On June 13, 2007, the New Jersey Supreme Court, in Gallenthin Realty Development, Inc. v. Borough of Paulsboro, decided an issue of first impression with respect to the controversial topic of redevelopment in New Jersey, specifically concerning the proper application of the “not fully productive” statutory criteria for a redevelopment designation.

In this appeal, the Supreme Court held that because the New Jersey Constitution authorizes redevelopment of only blighted areas, the Legislature did not intend N.J.S.A. 40A:12A-5(e) to apply in circumstances where the sole basis for the redevelopment designation is that the property is “not fully productive.” Rather, subsection 5(e) applies only to those areas that, as a whole, are stagnant and unproductive because of title, diversity of ownership, or other similar conditions.

This holding is significant because it prevents a municipality from utilizing its condemnation powers simply because a property is not as developed as it could be or is being operated in a less than optimal manner.
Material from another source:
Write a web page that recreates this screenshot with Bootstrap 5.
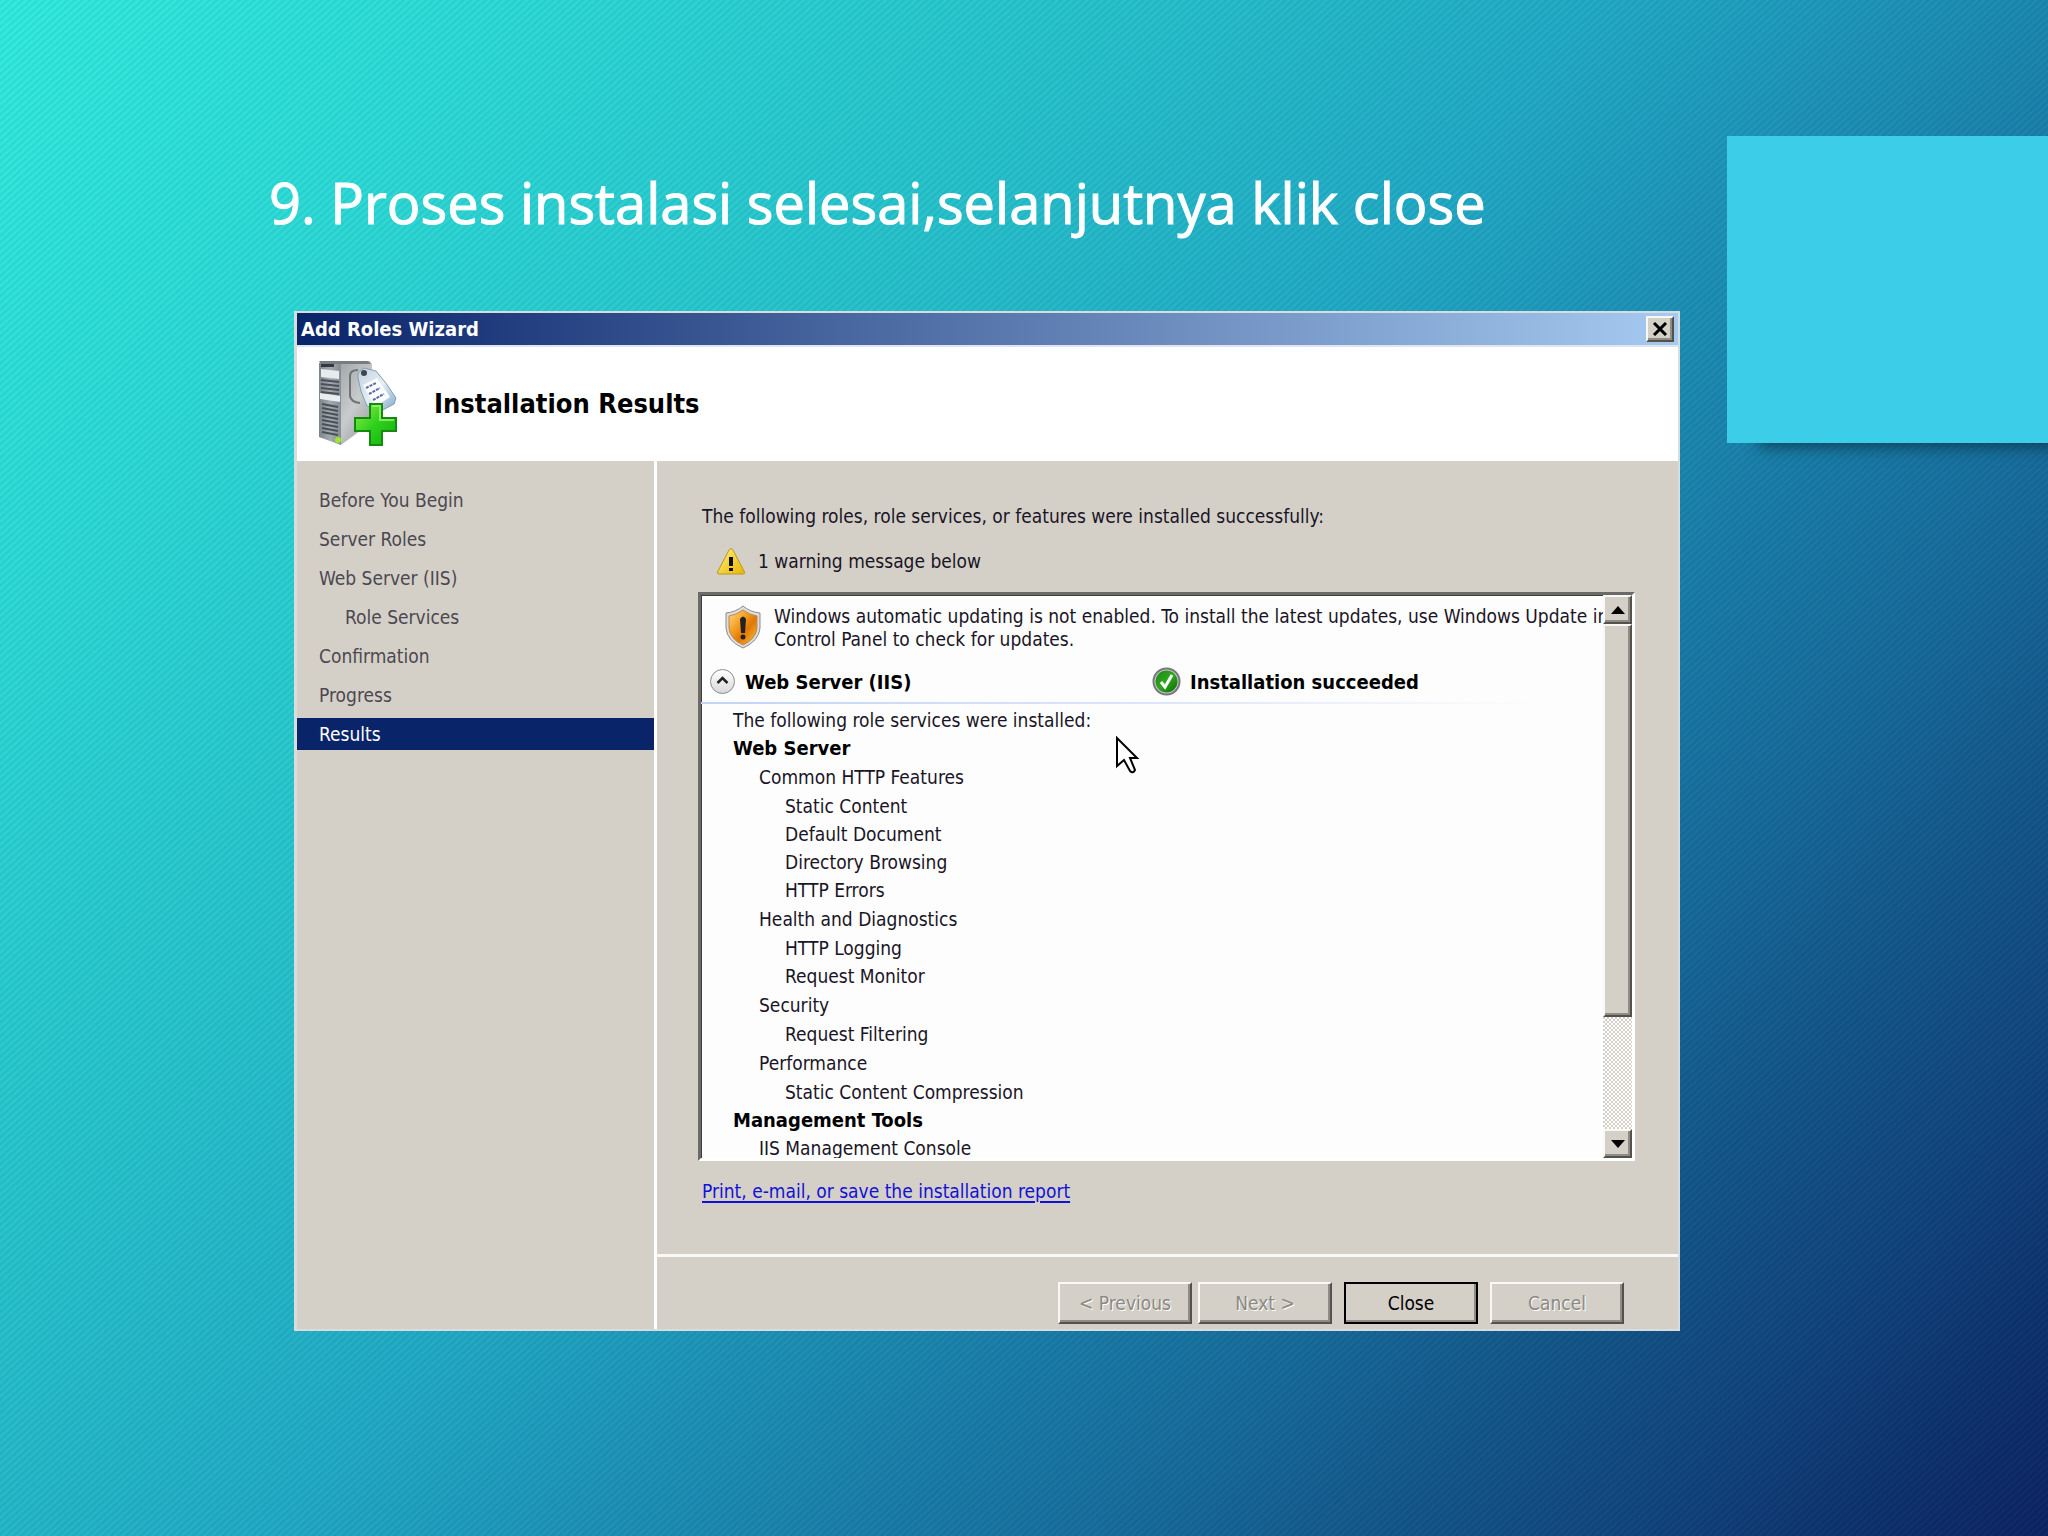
<!DOCTYPE html>
<html lang="id">
<head>
<meta charset="utf-8">
<meta name="viewport" content="width=device-width, initial-scale=1">
<title>Add Roles Wizard</title>
<link href="https://cdn.jsdelivr.net/npm/bootstrap@5.3.0/dist/css/bootstrap.min.css" rel="stylesheet">
<style>
  :root { --face: #d4d0c8; --navy: #0a246a; }
  body {
    min-height: 100vh;
    font-family: "DejaVu Sans Condensed", "DejaVu Sans", sans-serif;
    font-size: 19px;
    line-height: 28px;
    color: #1a1526;
    background:
      repeating-linear-gradient(138deg, rgba(0,80,110,.10) 0, rgba(0,80,110,.02) 2px, rgba(255,255,255,.04) 3px, rgba(0,80,110,.10) 5px),
      linear-gradient(131deg, #30ecde 0%, #2bd8d4 17%, #25c0ca 34%, #20a8c4 48%, #1c92b6 56%, #187ba6 65%, #156898 73%, #125488 80%, #0f4079 88%, #0c2e6a 94%, #0b1f60 100%);
  }
  .slide { grid-template-columns: 269fr 25fr 1386fr 47fr 321fr; grid-template-rows: auto auto; align-items: start; }
  .slide-title {
    grid-area: 1 / 2 / 2 / 4;
    padding: 166px 0 73px;
    font-family: "Open Sans", "Noto Sans", sans-serif;
    font-size: 56px; line-height: 72px; font-weight: 400; color: #fff;
    -webkit-text-stroke: 1px #fff;
  }
  .accent-block { grid-area: 1 / 5 / 3 / 6; margin-top: 136px; height: 307px; background: #3ccde9; box-shadow: 22px 14px 14px -10px rgba(10,50,70,.75); }
  .wizard { grid-area: 2 / 3 / 3 / 4; min-width: 0; background: var(--face); border: 2px solid #d9dcdc; border-left-width: 3px; }
  .title-bar { height: 32px; padding: 0 4px; background: linear-gradient(90deg, #0a246a, #a6caf0); color: #fff; font-size: 20px; }
  .wiz-head { height: 116px; padding: 0 21px; gap: 34px; background: #fff; border-top: 2px solid #dfe4ee; }
  .wiz-head h2 { font-size: 27px; line-height: 32px; color: #000; }
  .steps { flex: 0 0 360px; padding-top: 23px; gap: 7px; border-right: 3px solid #fff; }
  .steps a { line-height: 32px; padding-left: 22px; color: #4c4850; text-decoration: none; }
  .steps a.sub-step { padding-left: 48px; }
  .steps a.current { background: var(--navy); color: #fff; }
  .results { padding: 41px 43px 0 41px; height: 793px; }
  .warn-line { margin: 17px 0; padding-left: 18px; gap: 12px; }
  .report-box { height: 569px; background: #fdfdfd; border: 3px solid; border-color: #6c6a66 #fff #fff #6c6a66; box-shadow: inset 1px 1px 0 #403e3c; }
  .report-text { white-space: nowrap; }
  .notice { padding: 10px 0 0 24px; gap: 13px; line-height: 23px; }
  .role-head { margin-top: 14px; padding: 0 8px 4px; height: 37px; font-size: 20px; font-weight: 700; color: #000; }
  .role-head > div { gap: 9px; flex: 0 0 50%; }
  .fade-rule { height: 2px; margin-right: 68px; background: linear-gradient(90deg, #c2d4f6, #dfe8fa 60%, #fdfdfd); }
  .role-list { padding: 2px 0 0 32px; }
  .role-list ul { list-style: none; margin: 0; padding-left: 26px; }
  .role-list h3 { margin: 0; font-size: 20px; line-height: 28px; font-weight: 700; color: #000; }
  .role-list .feature-name { line-height: 30px; }
  .pointer { left: 415px; top: 141px; }
  .scroll-bar { flex: 0 0 29px; background: repeating-conic-gradient(#d4d0c8 0 25%, #fff 0 50%) 0 0 / 4px 4px; }
  .raised { background: var(--face); border: 2px solid; border-color: #f8f8f6 #55524e #55524e #f8f8f6; border-radius: 0; padding: 0; color: #000; box-shadow: inset -2px -2px 0 #8f8c86; }
  .scroll-bar .raised { height: 29px; }
  .scroll-bar .thumb { height: 393px; }
  .title-bar .raised { width: 28px; height: 26px; }
  .report-link { margin-top: 16px; color: #1111d8; text-underline-offset: 3px; text-decoration-thickness: 2px; }
  .wiz-foot { border-top: 3px solid #faf9f6; padding: 25px 54px 5px 0; gap: 12px; }
  .wiz-foot .pager { gap: 6px; }
  .wiz-foot .raised { width: 134px; height: 42px; font-size: 19px; line-height: 36px; }
  .wiz-foot .raised:disabled { color: #8c8984; text-shadow: 1px 1px 0 #fff; opacity: 1; }
  .wiz-foot .default-btn { outline: 2px solid #000; outline-offset: -2px; }
</style>
<script src="https://cdn.jsdelivr.net/npm/bootstrap@5.3.0/dist/js/bootstrap.bundle.min.js" defer></script>
</head>
<body>
<main class="slide d-grid overflow-hidden">
  <h1 class="slide-title m-0">9. Proses instalasi selesai,selanjutnya klik close</h1>
  <div class="accent-block"></div>

  <section class="wizard" aria-label="Add Roles Wizard">
    <header class="title-bar d-flex align-items-center justify-content-between">
      <span class="fw-bold">Add Roles Wizard</span>
      <button type="button" class="raised d-flex align-items-center justify-content-center" aria-label="Close window">
        <svg width="16" height="14" viewBox="0 0 16 14" stroke="#000" stroke-width="3"><path d="M2 1 14 13M14 1 2 13"/></svg>
      </button>
    </header>

    <div class="wiz-head d-flex align-items-center">
      <svg width="82" height="88" viewBox="0 0 82 88" aria-hidden="true">
        <defs>
          <linearGradient id="front" x1="0" y1="0" x2="1" y2="0"><stop offset="0" stop-color="#7c848b"/><stop offset=".5" stop-color="#a3aab0"/><stop offset="1" stop-color="#858c93"/></linearGradient>
          <linearGradient id="side" x1="0" y1="0" x2="1" y2="1"><stop offset="0" stop-color="#8d9497"/><stop offset=".6" stop-color="#c9cccd"/><stop offset="1" stop-color="#8e9394"/></linearGradient>
          <linearGradient id="tag" x1="0" y1="0" x2="1" y2="1"><stop offset="0" stop-color="#c3d0dc"/><stop offset=".5" stop-color="#e4eef6"/><stop offset="1" stop-color="#83aac9"/></linearGradient>
          <linearGradient id="plus" x1="0" y1="0" x2="1" y2="1"><stop offset="0" stop-color="#8ef04a"/><stop offset=".5" stop-color="#2fd01c"/><stop offset="1" stop-color="#0fae0c"/></linearGradient>
        </defs>
        <path d="M1 3 10 1H52L54 4V62L23 85 20 83Z" fill="url(#side)"/>
        <path d="M1 3H23V85L1 77Z" fill="url(#front)"/>
        <path d="M1 1H50L53 4H3Z" fill="#777d80"/>
        <path d="M3 9 21 11V19L3 17Z" fill="#e6ebee"/>
        <path d="M3 4H16V7H3Z" fill="#33383c"/>
        <path d="M2 33 22 36V42L2 39Z" fill="#e9eef0"/>
        <path d="M3 20 21 22M3 24 21 26M3 28 21 30M3 32 21 34M4 44 20 47M4 48 20 51M4 52 20 55M4 56 20 59M4 60 20 63M4 64 20 67M4 68 20 71M4 72 20 75" stroke="#4a5058" stroke-width="2"/>
        <circle cx="20" cy="80" r="3" fill="#9bea25"/>
        <path d="M40 10Q32 10 32 16V36Q33 42 42 43" fill="none" stroke="#6d7376" stroke-width="2"/>
        <path d="M40 13 46 8 58 11Q68 22 78 38L76 44 63 51 49 46Q42 32 40 18Z" fill="url(#tag)" stroke="#7f9fb8"/>
        <path d="M45 25 59 18 72 37 57 47Z" fill="#fbfdff"/>
        <path d="M48 28 58 23M51 34 62 28M55 40 66 34" stroke="#596c9c" stroke-width="2" stroke-dasharray="3 1"/>
        <circle cx="46" cy="13" r="3" fill="#40454a"/>
        <path d="M52 44H64V58H78V71H64V85H52V71H37V58H52Z" fill="url(#plus)" stroke="#168a10" stroke-width="2"/>
        <path d="M54 46H62V60H76" fill="none" stroke="#a8f57c" stroke-width="2" opacity=".7"/>
      </svg>
      <h2 class="fw-bold m-0">Installation Results</h2>
    </div>

    <div class="d-flex">
      <nav class="steps d-flex flex-column" aria-label="Steps">
        <a href="#">Before You Begin</a>
        <a href="#">Server Roles</a>
        <a href="#">Web Server (IIS)</a>
        <a href="#" class="sub-step">Role Services</a>
        <a href="#">Confirmation</a>
        <a href="#">Progress</a>
        <a href="#" class="current" aria-current="step">Results</a>
      </nav>

      <div class="flex-grow-1 overflow-hidden">
        <div class="results">
          <div class="ps-1">The following roles, role services, or features were installed successfully:</div>
          <div class="warn-line d-flex align-items-center">
            <svg width="30" height="28" viewBox="0 0 30 28" aria-hidden="true"><defs><linearGradient id="yel" x1="0" y1="0" x2="1" y2="1"><stop offset="0" stop-color="#fff27a"/><stop offset="1" stop-color="#e9b400"/></linearGradient></defs><path d="M15 1.500Q16.500 1.500 17.500 4L28.500 25Q29 27 27 27H3Q1 27 1.500 25L12.500 4Q13.500 1.500 15 1.500Z" fill="url(#yel)" stroke="#b9962a"/><path d="M13 10H17V19H13ZM13 21H17V24H13Z" fill="#111"/></svg>
            <span>1 warning message below</span>
          </div>

          <div class="report-box d-flex position-relative">
            <div class="report-text flex-grow-1 overflow-hidden">
              <div class="notice d-flex">
                <svg class="flex-shrink-0" width="36" height="44" viewBox="0 0 36 44" aria-hidden="true"><defs><linearGradient id="orng" x1="0" y1="0" x2="1" y2="1"><stop offset="0" stop-color="#ffd98a"/><stop offset=".4" stop-color="#f39a1c"/><stop offset=".6" stop-color="#e07708"/><stop offset="1" stop-color="#ffc53a"/></linearGradient></defs><path d="M18 1Q25 7 35 8V23Q34 36 18 43 2 36 1 23V8Q11 7 18 1Z" fill="#dedede" stroke="#8b8b8b"/><path d="M18 5Q25 10 32 11V23Q31 34 18 40 5 34 4 23V11Q11 10 18 5Z" fill="url(#orng)" stroke="#b9894a"/><path d="M15 14Q18 9 21 14L20 28H16Z" fill="#222"/><circle cx="18" cy="32" r="2.500" fill="#222"/></svg>
                <span>Windows automatic updating is not enabled. To install the latest updates, use Windows Update in<br>Control Panel to check for updates.</span>
              </div>
              <div class="role-head d-flex">
                <div class="d-flex align-items-center">
                  <svg width="27" height="27" viewBox="0 0 27 27" aria-hidden="true"><defs><linearGradient id="gry" x1="0" y1="0" x2="0" y2="1"><stop offset="0" stop-color="#fff"/><stop offset="1" stop-color="#d8d8d8"/></linearGradient></defs><circle cx="13.500" cy="13.500" r="12" fill="url(#gry)" stroke="#8c8c8c"/><path d="M8.500 15 13.500 10 18.500 15" fill="none" stroke="#222" stroke-width="2.500"/></svg>
                  <span>Web Server (IIS)</span>
                </div>
                <div class="d-flex align-items-center">
                  <svg width="29" height="29" viewBox="0 0 29 29" aria-hidden="true"><defs><linearGradient id="grn" x1="0" y1="0" x2="1" y2="1"><stop offset="0" stop-color="#1c8a14"/><stop offset=".5" stop-color="#2ea51e"/><stop offset="1" stop-color="#0b6a08"/></linearGradient></defs><circle cx="14.500" cy="14.500" r="13" fill="#c9c9cc" stroke="#77777c" stroke-width="2"/><circle cx="14.500" cy="14.500" r="11" fill="url(#grn)"/><path d="M9 15 13 20 20 8" fill="none" stroke="#fff" stroke-width="3"/></svg>
                  <span>Installation succeeded</span>
                </div>
              </div>
              <div class="fade-rule"></div>
              <div class="role-list">
                <div>The following role services were installed:</div>
                <h3>Web Server</h3>
                <ul>
                  <li><div class="feature-name">Common HTTP Features</div>
                    <ul><li>Static Content</li><li>Default Document</li><li>Directory Browsing</li><li>HTTP Errors</li></ul></li>
                  <li><div class="feature-name">Health and Diagnostics</div>
                    <ul><li>HTTP Logging</li><li>Request Monitor</li></ul></li>
                  <li><div class="feature-name">Security</div>
                    <ul><li>Request Filtering</li></ul></li>
                  <li><div class="feature-name">Performance</div>
                    <ul><li>Static Content Compression</li></ul></li>
                </ul>
                <h3>Management Tools</h3>
                <ul><li>IIS Management Console</li></ul>
              </div>
            </div>
            <div class="scroll-bar d-flex flex-column">
              <button type="button" class="raised d-flex align-items-center justify-content-center" aria-label="Scroll up"><svg width="14" height="8" viewBox="0 0 14 8"><path d="M7 0 14 8H0Z"/></svg></button>
              <div class="raised thumb"></div>
              <button type="button" class="raised d-flex align-items-center justify-content-center mt-auto" aria-label="Scroll down"><svg width="14" height="8" viewBox="0 0 14 8"><path d="M0 0H14L7 8Z"/></svg></button>
            </div>
            <svg class="pointer position-absolute" width="24" height="38" viewBox="0 0 24 38" aria-hidden="true"><path d="M1 2V30L8 24 14 35Q17 38 19 34L14 22H21Z" fill="#fff" stroke="#000" stroke-width="2"/></svg>
          </div>

          <a href="#" class="report-link d-inline-block ms-1">Print, e-mail, or save the installation report</a>
        </div>

        <footer class="wiz-foot d-flex justify-content-end">
          <div class="pager d-flex">
            <button type="button" class="raised" disabled>&lt; Previous</button>
            <button type="button" class="raised" disabled>Next &gt;</button>
          </div>
          <button type="button" class="raised default-btn">Close</button>
          <button type="button" class="raised" disabled>Cancel</button>
        </footer>
      </div>
    </div>
  </section>
</main>
</body>
</html>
As noted by the Supreme Court, if this were allowed, most of the property in New Jersey would be eligible for designation as an “area in need for redevelopment.”

In addition, this holding puts municipalities and redevelopers on notice that the substantial evidence presented at the “area in need of redevelopment” preliminary investigation, which is conducted by municipal planning boards, must be supported by more than the net opinion of an expert and should not constitute a mere recitation of the applicable statutory criteria and a statement that those criteria are met. Instead, the undertaking by a municipality and/or redeveloper must be a thorough and complete investigation of the properties to be designated in need of redevelopment and such investigation, if it relies on the “not fully productive” criteria, must demonstrate an essential characteristic of blight, namely, that the properties’ deterioration or stagnation arises from conditions involving title, diversity of ownership or other similar conditions, and has a negative affect on surrounding properties. In essence, the Supreme Court has enunciated a rule that makes it more difficult for municipalities to designate properties “in need of redevelopment.”